Stories Used To Be An Event! Still are?

Native American Storyteller

Native American Storyteller

Some Native American cultures saved storytelling for the winter months when people had time to gather together, repeat myths, share histories and create a common cultural bond. It was an event; something to look forward to. In my town, the only thing that comes close is when children gather for Story Hour at the public library or when Irish storyteller, Liz Weir, makes her annual appearance in Boulder.

Aditi Worcester, a video biographer, makes a similar observation about photographs in her blog http://savetheirstory.blogspot.com.

“My favorite picture is of my mother in Kashmir. It’s black and white… though everything looks rather white because of the snow. She’s wearing an oversized, black trenchcoat sort of thing… and smiling, well, half-smiling into the camera. Or rather at my father, who was taking the picture. It had been so cold that day that the guide who was taking my parents on a tour of the city offered his jacket to my mother to keep her warm. This demonstrated two things to me.
A). Locals don’t feel cold. And
B). Chivalry wasn’t dead 25 years ago.

But it’s my favorite picture. Whether it’s because of the story behind it, or because it was taken in a place I haven’t been to, or because it was a snapshot of my parents, young and in love… I don’t know.
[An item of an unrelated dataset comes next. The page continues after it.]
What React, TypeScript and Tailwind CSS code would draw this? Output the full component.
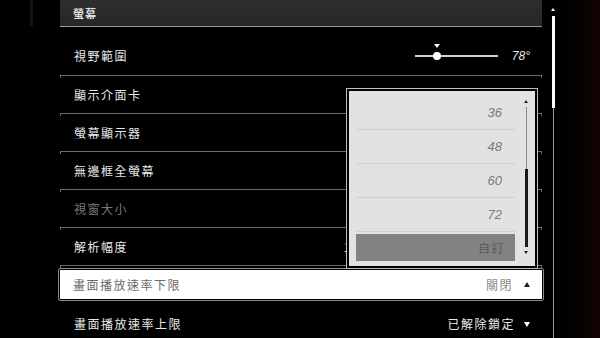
import React from 'react'

const font = { fontFamily: '"Noto Sans CJK TC", "Noto Sans", sans-serif' }

function Row({ label, dim, children, first }: { label: string; dim?: boolean; children?: React.ReactNode; first?: boolean }) {
  return (
    <div className={`relative flex items-center justify-between border-b border-[#6a6a6a] pl-[14px] pr-[12px] ${first ? 'h-[49px] pt-[10px]' : 'h-[38px]'}`}>
      <span className={`text-[12px] tracking-[1.5px] ${dim ? 'text-[#7a7a7a]' : 'text-[#e8e8e8]'}`}>{label}</span>
      {children}
      <span className="absolute -bottom-[3px] left-0 h-[3px] w-px bg-[#6a6a6a]" />
      <span className="absolute -bottom-[3px] right-0 h-[3px] w-px bg-[#6a6a6a]" />
    </div>
  )
}

export default function App() {
  return (
    <div className="relative h-[338px] w-[600px] overflow-hidden bg-black" style={font}>
      <div className="absolute inset-y-0 right-0 w-[60px] bg-gradient-to-l from-[#140404] to-black" />
      <div className="absolute left-[30px] top-0 h-[26px] w-[3px] bg-[#151515]" />

      <div className="relative ml-[60px] w-[482px]">
        <div className="flex h-[27px] items-center border-b border-[#9a9a9a] bg-gradient-to-b from-[#2e2e2e] to-[#262626] pl-[13px]">
          <span className="text-[11px] font-bold tracking-[1px] text-[#e0e0e0]">螢幕</span>
        </div>

        <Row label="視野範圍" first>
          <div className="flex items-center">
            <div className="relative h-[2px] w-[83px] bg-[#cfcfcf]">
              <span className="absolute -top-[3px] left-[18px] h-[8px] w-[8px] rounded-full bg-white" />
              <span className="absolute -top-[11px] left-[19px] h-0 w-0 border-x-[3px] border-t-[4px] border-x-transparent border-t-white" />
            </div>
            <span className="ml-[14px] text-[12px] italic text-[#e8e8e8]" style={{ fontFamily: '"Liberation Sans", sans-serif' }}>
              78°
            </span>
          </div>
        </Row>
        <Row label="顯示介面卡">
          <span className="-mt-[3px] mr-[20px] text-[12px] text-[#e8e8e8]">NVIDIA GeForce RTX 3060</span>
        </Row>
        <Row label="螢幕顯示器" />
        <Row label="無邊框全螢幕" />
        <Row label="視窗大小" dim />
        <Row label="解析幅度">
          <span className="mr-[105px] text-[12px] tracking-[1.5px] text-[#e8e8e8]">1920 x 1080</span>
        </Row>

        <div className="mt-[2px] -ml-[2px] -mr-[2px] rounded-[2px] border border-[#8a8a8a] p-px">
          <div className="flex h-[29px] items-center justify-between bg-white pl-[13px] pr-[12px]">
            <span className="text-[12px] tracking-[1.5px] text-[#6a6a6a]">畫面播放速率下限</span>
            <div className="flex items-center">
              <span className="text-[12px] tracking-[1.5px] text-[#8a8a8a]">關閉</span>
              <span className="ml-[11px] h-0 w-0 border-x-[3px] border-b-[5px] border-x-transparent border-b-[#222]" />
            </div>
          </div>
        </div>

        <div className="flex h-[46px] items-center justify-between pl-[14px] pr-[12px]">
          <span className="text-[12px] tracking-[1.5px] text-[#e8e8e8]">畫面播放速率上限</span>
          <div className="flex items-center">
            <span className="text-[12px] tracking-[1.5px] text-[#e8e8e8]">已解除鎖定</span>
            <span className="ml-[9px] h-0 w-0 border-x-[3px] border-t-[5px] border-x-transparent border-t-white" />
          </div>
        </div>
      </div>

      {/* main scrollbar */}
      <div className="absolute left-[551px] top-[8px] flex flex-col items-center">
        <span className="h-0 w-0 border-x-[2px] border-b-[3px] border-x-transparent border-b-white" />
        <span className="mt-[5px] h-[92px] w-[3px] bg-white" />
        <span className="h-[240px] w-px bg-[#9a9a9a]" />
      </div>

      {/* dropdown */}
      <div className="absolute left-[346px] top-[88px] h-[181px] w-[192px] border border-[#bdbdbd] bg-black p-[2px]">
        <div className="relative flex h-full flex-col bg-[#e2e2e2] pl-[7px] pr-[20px] pt-[5px]">
          {['36', '48', '60', '72'].map((v) => (
            <div
              key={v}
              className="flex h-[34px] items-center justify-end border-b border-[#d0d0d0] pr-[13px] text-[13px] italic text-[#7a7a7a]"
              style={{ fontFamily: '"Liberation Sans", sans-serif' }}
            >
              {v}
            </div>
          ))}
          <div className="mt-[2px] flex h-[27px] items-center justify-end bg-[#828282] pr-[10px] text-[12px] tracking-[1.5px] text-[#5a5a5a]">
            自訂
          </div>
          <div className="absolute right-[7px] top-[9px] flex flex-col items-center">
            <span className="h-0 w-0 border-x-[2px] border-b-[3px] border-x-transparent border-b-[#222]" />
            <span className="mt-[4px] h-[62px] w-px bg-[#8a8a8a]" />
            <span className="h-[78px] w-[3px] bg-[#1a1a1a]" />
            <span className="mt-[4px] h-0 w-0 border-x-[2px] border-t-[3px] border-x-transparent border-t-[#222]" />
          </div>
        </div>
      </div>
    </div>
  )
}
My parents tell me that when they were growing up, taking pictures was an event. One you made appointments for, dressed up, and posed for, with your eyes deliberately looking elsewhere… for the effect of seriousness perhaps? Or gravity?”

Do we take too many photos today?  I took seven hundred photos on a recent week vacation.  These days, that’s not hard to do. The problem is editing them into something meaningful. That’s also the problem with video. My phone will capture the action, but, with rare exceptions, that’s not enough. The action needs to be shaped into something worthwhile–the work Aditi Worcester has taken on with her video biography project.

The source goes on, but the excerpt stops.